Un’brr’lievably warm start to winter at Werribee Open Range Zoo

10 June 2022

Thermal imagery has revealed the clever ways that the animals at Werribee Open Range Zoo are keeping warm and cosy during Melbourne’s chilly start to winter.

Akin to hopping into bed with an electric blanket, the wildlife is snuggling into warming shelters and bedding, and under heat lamps that have been cleverly installed throughout Zoo habitats – all in view of rugged up visitors. 

Thermal imaging cameras detect temperature by identifying different levels of infrared light that are invisible to the naked eye.
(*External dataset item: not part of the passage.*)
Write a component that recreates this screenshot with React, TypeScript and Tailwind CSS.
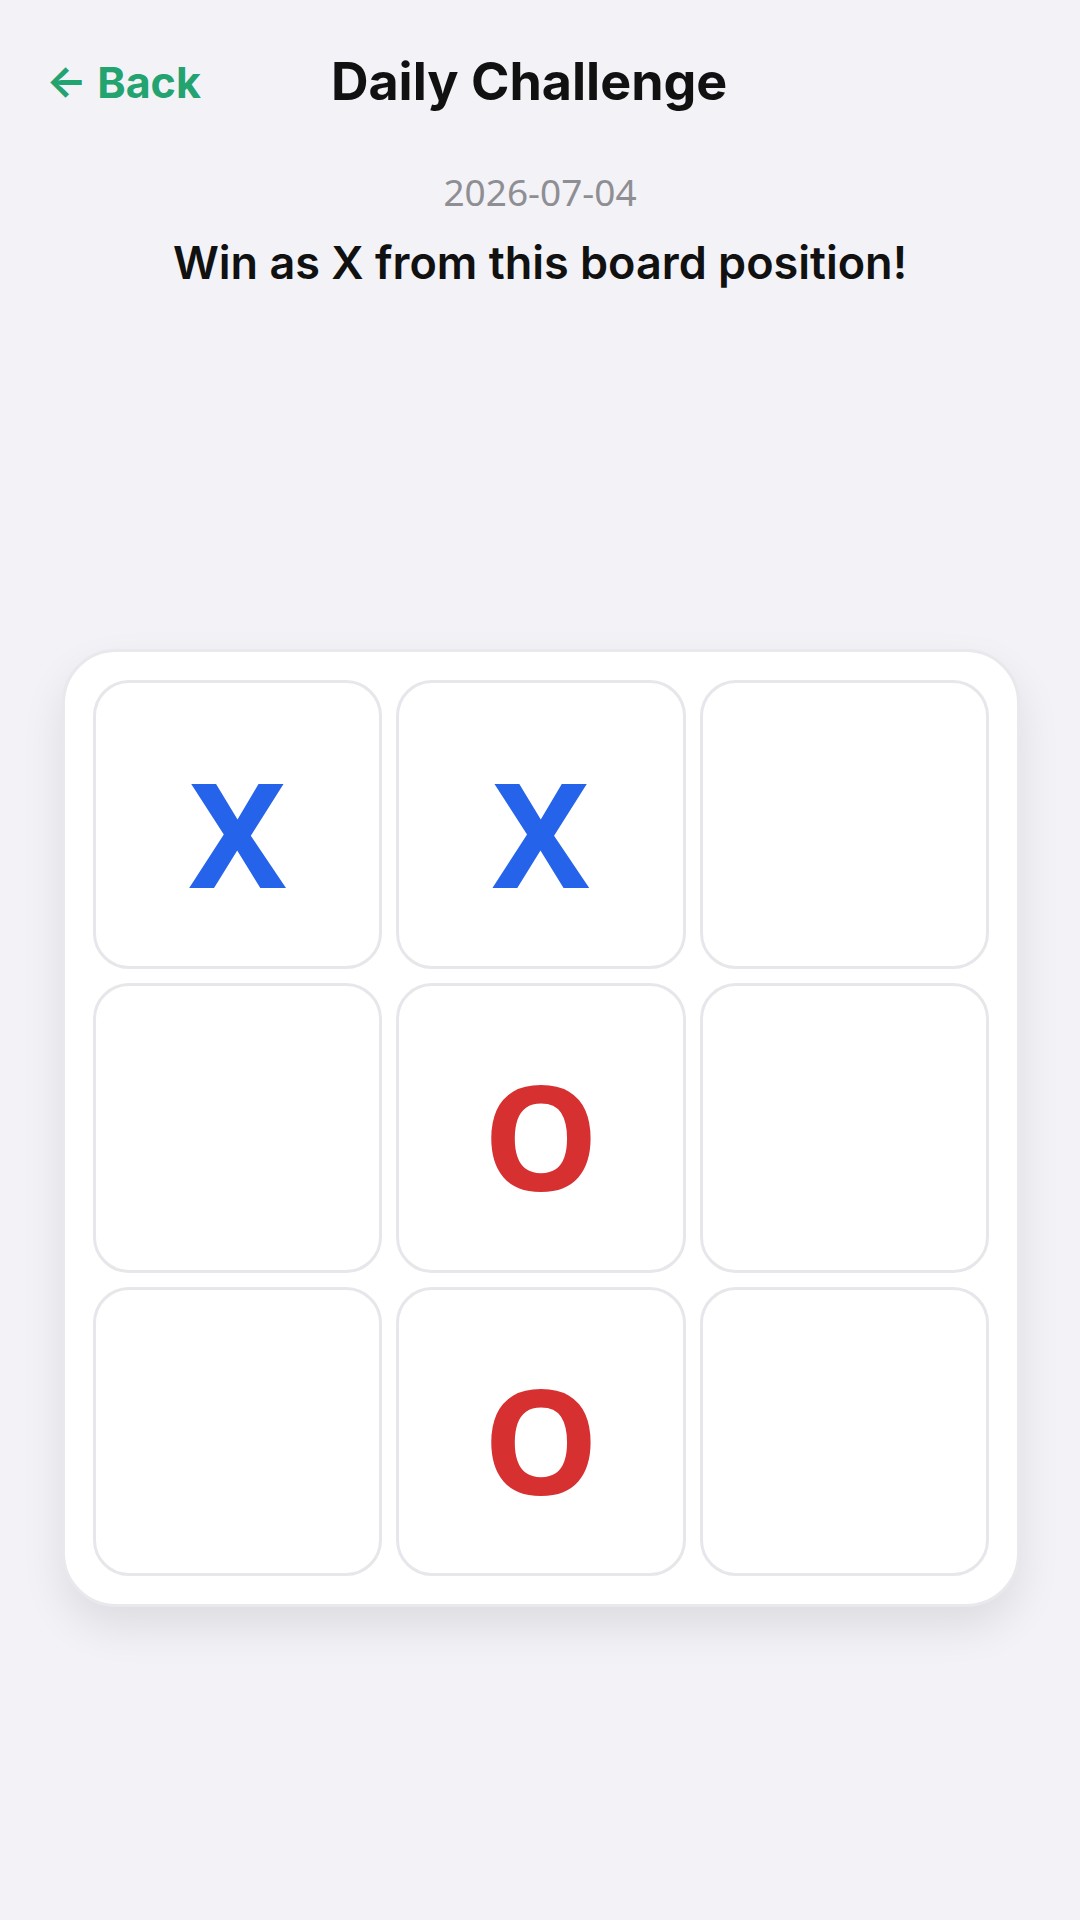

Colder temperatures are often given a shade of blue, purple or green, while warmer temperatures can be assigned a shade of red, orange or yellow.  

Among those detected engaging with their heated facilities are gorillas, cheetah, meerkats, tortoises and wallabies. 

Werribee Open Range Zoo African River Trail Keeper, Tamsyn Green, said the thermal images enable keepers to identify how the animals are interacting with their surrounding environment, including custom-designed heat sources. 

We’re always looking at ways to provide the the highest quality care to cater for each animals individual needs,” Ms Green said. 

Many of the animals at Werribee Open Range Zoo are exposed to both hot and cold conditions in the wild, so we like to create habitats that provide animals with choice and control in their environment when the temperature begins to drop during winter. 

Heat lamps are positioned over rocks and logs so animals can bask in their glow and warmth; heat pads have straw placed over them so they can snuggle into their bedding; and heated caves and shelters are also a hit during rainfall. Animals also have access to indoor facilities that are temperature controlled, too. 

Ms Green said winter is a fantastic time to visit Werribee Open Range Zoo, with plenty of animal activity to see.  

“Animals can be more active during winter than during the peak of summer because they will move around their exhibits more frequently to burn energy and maintain body heat,” Ms Green said. “Also, many of these heated facilities are positioned on display, providing visitors with ample opportunity to see the precious and threatened species that we care for.”